**RECORD EXTRACTS**
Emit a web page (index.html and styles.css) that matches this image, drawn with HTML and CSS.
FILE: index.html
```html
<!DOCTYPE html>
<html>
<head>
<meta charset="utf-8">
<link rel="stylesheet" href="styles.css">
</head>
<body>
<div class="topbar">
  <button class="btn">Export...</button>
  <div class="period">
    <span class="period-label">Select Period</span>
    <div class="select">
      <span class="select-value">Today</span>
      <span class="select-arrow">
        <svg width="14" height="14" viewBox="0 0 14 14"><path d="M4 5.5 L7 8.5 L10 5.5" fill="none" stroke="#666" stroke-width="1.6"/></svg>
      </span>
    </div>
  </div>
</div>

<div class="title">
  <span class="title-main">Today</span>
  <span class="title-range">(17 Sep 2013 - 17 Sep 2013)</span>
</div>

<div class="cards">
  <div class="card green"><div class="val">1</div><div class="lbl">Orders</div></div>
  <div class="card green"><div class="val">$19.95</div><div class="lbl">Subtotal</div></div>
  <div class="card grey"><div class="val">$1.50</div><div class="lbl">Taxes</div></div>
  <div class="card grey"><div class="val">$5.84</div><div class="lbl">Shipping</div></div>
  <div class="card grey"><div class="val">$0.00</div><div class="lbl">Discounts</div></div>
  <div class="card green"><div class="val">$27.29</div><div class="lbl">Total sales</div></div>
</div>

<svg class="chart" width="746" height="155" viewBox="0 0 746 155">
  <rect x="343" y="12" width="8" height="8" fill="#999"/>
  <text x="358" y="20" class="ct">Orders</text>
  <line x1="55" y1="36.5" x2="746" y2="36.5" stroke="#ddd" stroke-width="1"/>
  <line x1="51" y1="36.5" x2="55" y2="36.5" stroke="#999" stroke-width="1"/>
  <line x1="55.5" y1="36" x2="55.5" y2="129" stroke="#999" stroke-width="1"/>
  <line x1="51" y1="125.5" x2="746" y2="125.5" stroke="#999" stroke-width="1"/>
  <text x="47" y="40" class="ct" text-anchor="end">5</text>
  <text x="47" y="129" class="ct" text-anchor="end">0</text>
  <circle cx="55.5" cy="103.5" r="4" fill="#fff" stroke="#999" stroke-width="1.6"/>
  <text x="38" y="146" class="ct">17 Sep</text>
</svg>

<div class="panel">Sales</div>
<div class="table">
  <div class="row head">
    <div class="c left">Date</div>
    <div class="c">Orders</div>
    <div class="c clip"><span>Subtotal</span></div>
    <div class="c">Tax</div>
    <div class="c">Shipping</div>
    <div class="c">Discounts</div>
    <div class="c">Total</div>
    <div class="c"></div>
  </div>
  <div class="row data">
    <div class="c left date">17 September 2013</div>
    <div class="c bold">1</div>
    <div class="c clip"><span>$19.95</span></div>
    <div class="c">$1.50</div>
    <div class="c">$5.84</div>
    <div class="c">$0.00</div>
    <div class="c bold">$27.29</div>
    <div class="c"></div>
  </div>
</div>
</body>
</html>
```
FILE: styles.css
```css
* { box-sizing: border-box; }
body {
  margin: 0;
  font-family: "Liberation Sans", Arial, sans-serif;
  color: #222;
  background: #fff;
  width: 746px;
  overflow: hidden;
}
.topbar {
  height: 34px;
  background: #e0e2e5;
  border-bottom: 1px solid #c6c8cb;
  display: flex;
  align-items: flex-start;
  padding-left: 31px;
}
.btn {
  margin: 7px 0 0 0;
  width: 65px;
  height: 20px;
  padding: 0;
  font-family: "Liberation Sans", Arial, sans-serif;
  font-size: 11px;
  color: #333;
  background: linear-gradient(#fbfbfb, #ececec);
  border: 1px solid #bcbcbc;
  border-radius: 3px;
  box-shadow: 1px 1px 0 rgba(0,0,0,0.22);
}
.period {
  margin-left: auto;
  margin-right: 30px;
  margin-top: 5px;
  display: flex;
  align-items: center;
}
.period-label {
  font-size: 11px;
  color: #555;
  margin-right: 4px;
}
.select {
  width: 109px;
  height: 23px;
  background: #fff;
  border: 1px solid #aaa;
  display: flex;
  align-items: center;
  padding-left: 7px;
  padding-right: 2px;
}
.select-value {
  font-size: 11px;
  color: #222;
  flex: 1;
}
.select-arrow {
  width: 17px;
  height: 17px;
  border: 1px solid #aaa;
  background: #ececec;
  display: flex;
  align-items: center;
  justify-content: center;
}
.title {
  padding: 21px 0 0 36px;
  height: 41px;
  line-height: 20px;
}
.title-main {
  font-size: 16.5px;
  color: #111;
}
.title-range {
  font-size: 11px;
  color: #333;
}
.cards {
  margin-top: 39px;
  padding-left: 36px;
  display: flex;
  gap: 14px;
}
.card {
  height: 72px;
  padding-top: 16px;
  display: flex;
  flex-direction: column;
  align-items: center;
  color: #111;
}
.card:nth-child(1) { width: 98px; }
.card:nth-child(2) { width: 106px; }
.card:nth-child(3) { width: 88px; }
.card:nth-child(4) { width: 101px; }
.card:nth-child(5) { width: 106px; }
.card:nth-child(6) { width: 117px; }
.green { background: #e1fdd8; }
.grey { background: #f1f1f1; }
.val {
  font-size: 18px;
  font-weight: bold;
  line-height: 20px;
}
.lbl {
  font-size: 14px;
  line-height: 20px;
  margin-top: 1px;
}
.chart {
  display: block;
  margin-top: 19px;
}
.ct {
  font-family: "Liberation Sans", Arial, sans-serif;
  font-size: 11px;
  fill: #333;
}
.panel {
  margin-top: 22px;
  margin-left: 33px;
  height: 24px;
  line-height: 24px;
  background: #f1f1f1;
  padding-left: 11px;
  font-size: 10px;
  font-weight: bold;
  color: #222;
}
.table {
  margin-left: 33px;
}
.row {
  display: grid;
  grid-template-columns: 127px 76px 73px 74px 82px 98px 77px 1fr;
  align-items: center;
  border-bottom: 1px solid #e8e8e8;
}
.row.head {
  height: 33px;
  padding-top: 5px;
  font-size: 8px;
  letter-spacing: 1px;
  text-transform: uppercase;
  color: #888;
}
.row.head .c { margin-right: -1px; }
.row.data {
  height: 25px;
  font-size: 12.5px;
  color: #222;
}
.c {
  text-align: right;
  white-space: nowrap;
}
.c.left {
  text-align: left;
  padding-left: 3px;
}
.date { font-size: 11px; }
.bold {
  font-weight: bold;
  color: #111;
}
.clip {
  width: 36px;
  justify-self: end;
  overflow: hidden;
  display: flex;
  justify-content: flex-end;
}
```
---
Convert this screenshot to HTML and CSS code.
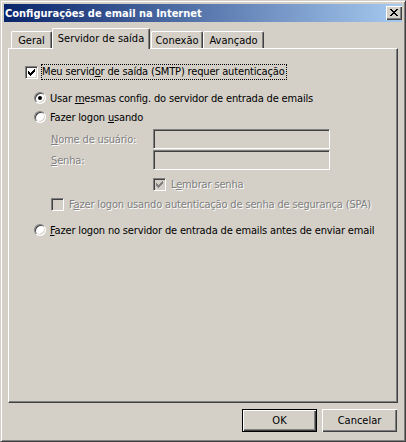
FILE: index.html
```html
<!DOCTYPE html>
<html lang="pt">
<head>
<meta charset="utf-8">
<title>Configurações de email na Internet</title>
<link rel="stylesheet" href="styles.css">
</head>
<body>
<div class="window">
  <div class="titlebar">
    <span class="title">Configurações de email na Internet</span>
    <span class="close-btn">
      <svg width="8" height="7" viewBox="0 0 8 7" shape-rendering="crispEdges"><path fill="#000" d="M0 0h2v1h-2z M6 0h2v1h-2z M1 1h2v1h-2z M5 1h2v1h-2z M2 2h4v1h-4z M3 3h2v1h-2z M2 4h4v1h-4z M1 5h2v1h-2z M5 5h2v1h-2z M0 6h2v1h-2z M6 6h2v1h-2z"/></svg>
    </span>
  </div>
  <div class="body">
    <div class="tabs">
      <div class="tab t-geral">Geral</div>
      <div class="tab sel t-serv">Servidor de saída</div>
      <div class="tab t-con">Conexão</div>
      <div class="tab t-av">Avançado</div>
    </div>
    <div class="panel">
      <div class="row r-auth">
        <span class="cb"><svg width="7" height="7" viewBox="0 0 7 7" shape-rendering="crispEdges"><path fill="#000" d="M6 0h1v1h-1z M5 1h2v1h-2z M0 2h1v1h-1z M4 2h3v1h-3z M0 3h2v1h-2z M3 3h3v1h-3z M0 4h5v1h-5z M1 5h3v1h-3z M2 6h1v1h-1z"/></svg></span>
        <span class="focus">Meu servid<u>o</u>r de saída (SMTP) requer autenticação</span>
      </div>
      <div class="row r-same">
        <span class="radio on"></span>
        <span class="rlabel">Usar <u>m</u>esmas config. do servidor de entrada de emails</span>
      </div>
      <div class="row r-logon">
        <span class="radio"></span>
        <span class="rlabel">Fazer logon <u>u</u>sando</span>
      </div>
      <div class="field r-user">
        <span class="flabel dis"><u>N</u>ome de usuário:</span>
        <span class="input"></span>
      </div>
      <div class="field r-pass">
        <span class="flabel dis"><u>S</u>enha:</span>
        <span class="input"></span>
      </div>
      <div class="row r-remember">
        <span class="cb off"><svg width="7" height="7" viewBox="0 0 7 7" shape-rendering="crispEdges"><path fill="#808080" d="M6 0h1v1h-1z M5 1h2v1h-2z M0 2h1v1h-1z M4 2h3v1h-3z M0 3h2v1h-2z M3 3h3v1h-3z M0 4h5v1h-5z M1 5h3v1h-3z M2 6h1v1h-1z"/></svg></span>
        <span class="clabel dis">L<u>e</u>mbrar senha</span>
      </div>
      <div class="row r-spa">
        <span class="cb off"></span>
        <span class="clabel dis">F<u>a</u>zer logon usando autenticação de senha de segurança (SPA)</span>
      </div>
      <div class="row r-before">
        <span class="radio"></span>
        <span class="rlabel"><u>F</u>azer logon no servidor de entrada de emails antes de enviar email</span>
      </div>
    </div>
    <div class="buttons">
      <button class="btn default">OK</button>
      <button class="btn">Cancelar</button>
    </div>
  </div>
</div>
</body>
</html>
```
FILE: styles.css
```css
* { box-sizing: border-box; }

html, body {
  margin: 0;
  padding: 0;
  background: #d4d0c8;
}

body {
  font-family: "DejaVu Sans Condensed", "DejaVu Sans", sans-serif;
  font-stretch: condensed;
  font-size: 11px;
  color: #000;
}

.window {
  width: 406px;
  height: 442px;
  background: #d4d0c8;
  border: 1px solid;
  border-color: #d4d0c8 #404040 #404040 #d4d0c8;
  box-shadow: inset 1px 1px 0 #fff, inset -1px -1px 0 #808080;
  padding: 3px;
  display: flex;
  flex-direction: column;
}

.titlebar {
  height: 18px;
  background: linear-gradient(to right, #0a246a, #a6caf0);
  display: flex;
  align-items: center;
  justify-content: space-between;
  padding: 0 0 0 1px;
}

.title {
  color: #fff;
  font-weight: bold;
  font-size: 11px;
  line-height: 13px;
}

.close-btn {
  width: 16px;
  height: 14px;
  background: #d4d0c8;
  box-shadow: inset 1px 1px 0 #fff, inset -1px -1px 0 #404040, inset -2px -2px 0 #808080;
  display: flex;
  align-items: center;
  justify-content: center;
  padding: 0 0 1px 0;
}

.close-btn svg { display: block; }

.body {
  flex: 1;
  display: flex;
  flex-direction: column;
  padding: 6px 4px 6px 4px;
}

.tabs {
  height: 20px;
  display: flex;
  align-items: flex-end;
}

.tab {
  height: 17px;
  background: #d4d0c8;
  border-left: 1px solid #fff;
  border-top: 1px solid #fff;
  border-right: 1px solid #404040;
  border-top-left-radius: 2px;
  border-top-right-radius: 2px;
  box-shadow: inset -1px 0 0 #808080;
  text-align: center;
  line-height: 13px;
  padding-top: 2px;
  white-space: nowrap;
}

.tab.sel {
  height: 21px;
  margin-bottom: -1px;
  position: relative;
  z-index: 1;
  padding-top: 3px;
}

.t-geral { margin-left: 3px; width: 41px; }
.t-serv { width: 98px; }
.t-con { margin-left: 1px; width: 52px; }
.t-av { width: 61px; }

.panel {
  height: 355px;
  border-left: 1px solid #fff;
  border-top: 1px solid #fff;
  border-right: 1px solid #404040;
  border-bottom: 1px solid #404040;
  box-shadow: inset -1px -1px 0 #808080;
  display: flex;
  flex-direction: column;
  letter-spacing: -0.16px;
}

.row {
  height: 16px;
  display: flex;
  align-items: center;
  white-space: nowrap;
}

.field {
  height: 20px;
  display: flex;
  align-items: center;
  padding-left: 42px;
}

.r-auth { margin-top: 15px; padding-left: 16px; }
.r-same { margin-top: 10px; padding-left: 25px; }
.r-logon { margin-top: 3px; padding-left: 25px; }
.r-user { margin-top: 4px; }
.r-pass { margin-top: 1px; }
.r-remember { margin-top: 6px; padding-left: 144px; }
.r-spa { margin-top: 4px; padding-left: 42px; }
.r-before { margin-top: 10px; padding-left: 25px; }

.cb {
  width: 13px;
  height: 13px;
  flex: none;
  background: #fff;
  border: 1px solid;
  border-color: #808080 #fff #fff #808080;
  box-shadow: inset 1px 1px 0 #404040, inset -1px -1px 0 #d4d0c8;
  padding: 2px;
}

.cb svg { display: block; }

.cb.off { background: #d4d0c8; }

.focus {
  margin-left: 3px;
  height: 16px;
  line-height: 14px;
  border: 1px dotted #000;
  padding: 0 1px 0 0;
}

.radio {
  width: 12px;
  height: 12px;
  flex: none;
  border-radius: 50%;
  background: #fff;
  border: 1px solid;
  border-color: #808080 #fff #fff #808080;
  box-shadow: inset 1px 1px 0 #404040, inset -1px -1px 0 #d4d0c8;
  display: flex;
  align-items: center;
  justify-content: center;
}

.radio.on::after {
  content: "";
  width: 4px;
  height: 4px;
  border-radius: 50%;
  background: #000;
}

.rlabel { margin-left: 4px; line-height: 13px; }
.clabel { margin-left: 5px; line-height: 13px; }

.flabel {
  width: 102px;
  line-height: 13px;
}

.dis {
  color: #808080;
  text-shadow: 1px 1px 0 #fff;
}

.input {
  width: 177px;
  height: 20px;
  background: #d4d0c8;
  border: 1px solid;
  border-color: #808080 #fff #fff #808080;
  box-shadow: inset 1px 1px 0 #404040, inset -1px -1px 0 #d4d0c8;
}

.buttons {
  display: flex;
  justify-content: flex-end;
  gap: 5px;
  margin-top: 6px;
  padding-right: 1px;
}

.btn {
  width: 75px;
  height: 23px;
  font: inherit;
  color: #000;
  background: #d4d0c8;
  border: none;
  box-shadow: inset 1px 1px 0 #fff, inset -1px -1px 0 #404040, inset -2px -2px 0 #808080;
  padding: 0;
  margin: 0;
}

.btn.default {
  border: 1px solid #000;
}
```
==
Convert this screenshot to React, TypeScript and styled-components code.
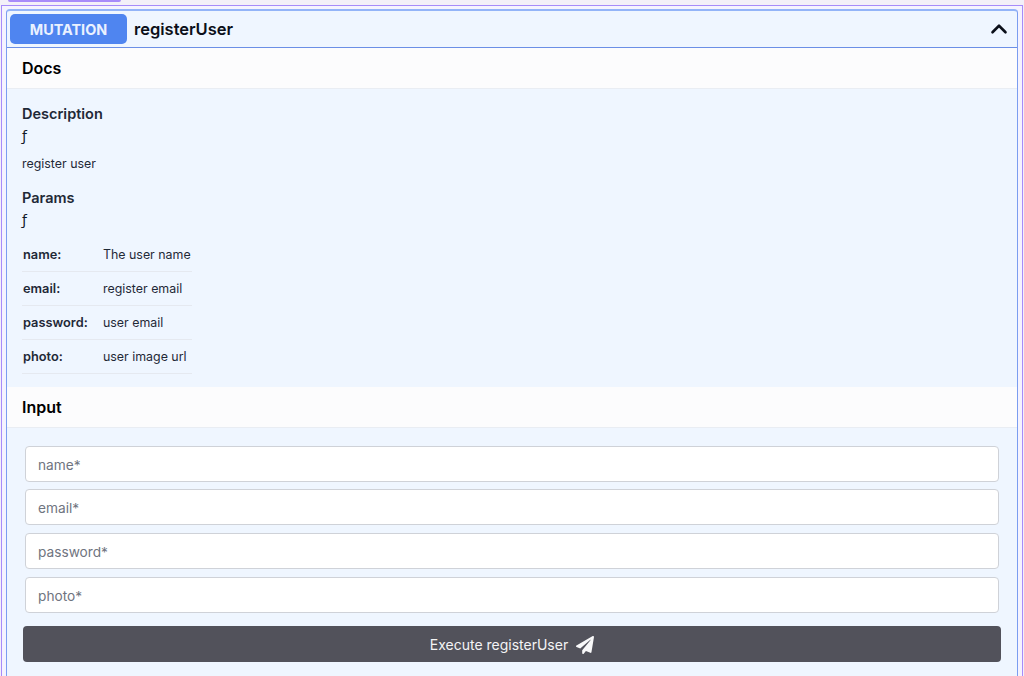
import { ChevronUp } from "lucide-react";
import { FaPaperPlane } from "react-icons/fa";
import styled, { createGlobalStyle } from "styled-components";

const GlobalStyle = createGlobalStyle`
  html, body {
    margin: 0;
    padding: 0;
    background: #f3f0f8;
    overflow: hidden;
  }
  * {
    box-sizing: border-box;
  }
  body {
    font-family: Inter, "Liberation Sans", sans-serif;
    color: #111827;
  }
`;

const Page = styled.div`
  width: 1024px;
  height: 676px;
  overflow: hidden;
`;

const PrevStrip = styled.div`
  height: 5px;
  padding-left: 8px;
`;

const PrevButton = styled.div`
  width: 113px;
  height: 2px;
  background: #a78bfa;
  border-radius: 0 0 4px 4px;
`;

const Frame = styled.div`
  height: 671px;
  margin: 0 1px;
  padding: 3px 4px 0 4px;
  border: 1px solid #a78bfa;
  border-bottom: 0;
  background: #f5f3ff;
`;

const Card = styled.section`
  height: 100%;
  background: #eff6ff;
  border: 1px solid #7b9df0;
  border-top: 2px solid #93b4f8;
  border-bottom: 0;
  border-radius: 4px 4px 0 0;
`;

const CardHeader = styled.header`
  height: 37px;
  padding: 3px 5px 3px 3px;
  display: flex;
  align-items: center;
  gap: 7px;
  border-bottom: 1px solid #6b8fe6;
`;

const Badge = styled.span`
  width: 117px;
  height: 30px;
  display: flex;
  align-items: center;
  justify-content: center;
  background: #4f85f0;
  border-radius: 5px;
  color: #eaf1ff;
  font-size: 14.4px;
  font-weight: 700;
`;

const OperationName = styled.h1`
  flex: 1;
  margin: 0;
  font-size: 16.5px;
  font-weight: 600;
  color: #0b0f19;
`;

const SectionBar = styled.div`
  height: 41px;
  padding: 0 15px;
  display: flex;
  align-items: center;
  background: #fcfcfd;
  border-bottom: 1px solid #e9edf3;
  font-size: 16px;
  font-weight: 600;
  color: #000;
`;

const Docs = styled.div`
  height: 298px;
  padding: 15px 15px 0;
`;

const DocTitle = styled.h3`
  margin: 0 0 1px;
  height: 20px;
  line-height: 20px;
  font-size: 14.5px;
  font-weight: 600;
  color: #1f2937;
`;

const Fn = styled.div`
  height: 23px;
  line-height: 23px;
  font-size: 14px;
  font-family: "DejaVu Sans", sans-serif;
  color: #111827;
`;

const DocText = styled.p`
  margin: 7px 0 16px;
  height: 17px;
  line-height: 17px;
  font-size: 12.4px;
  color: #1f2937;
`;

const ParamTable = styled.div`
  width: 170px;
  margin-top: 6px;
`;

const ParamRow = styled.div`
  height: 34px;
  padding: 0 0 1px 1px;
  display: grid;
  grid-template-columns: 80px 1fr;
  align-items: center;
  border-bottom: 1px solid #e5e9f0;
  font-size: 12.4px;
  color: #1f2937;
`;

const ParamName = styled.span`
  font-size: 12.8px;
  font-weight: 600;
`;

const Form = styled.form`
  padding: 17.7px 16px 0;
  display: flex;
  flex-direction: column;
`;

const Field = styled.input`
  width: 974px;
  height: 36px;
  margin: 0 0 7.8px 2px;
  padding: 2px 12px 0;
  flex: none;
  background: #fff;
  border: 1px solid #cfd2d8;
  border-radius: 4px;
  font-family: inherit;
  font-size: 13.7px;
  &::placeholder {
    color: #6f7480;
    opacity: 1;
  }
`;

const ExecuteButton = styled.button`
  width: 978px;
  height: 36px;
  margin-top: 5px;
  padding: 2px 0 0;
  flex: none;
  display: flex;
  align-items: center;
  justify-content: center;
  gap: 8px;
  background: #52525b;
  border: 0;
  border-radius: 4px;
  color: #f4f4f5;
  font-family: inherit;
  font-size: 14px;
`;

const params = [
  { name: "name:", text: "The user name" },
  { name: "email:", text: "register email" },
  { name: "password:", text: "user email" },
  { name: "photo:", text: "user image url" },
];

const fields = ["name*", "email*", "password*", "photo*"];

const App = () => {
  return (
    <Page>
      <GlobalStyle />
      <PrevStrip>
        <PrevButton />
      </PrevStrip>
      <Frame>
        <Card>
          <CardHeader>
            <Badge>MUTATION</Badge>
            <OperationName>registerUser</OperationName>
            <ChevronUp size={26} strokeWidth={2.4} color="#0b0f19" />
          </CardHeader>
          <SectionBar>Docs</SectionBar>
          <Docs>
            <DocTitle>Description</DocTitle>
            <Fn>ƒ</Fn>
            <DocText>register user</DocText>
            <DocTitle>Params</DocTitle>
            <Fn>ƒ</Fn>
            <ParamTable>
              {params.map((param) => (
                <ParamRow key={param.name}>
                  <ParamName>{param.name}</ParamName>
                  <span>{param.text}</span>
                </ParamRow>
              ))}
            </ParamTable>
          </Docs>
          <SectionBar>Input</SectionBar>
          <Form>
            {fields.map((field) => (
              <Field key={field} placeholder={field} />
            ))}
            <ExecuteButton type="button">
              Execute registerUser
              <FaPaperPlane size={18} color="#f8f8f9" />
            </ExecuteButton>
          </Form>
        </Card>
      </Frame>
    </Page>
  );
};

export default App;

**INSTRUCTIONS FOR THE TASK**
Identify the lines in the entries that hold "code" and return each one.

**COMPLETED TASK**
Convert this screenshot to HTML and CSS code.
Convert this screenshot to React, TypeScript and styled-components code.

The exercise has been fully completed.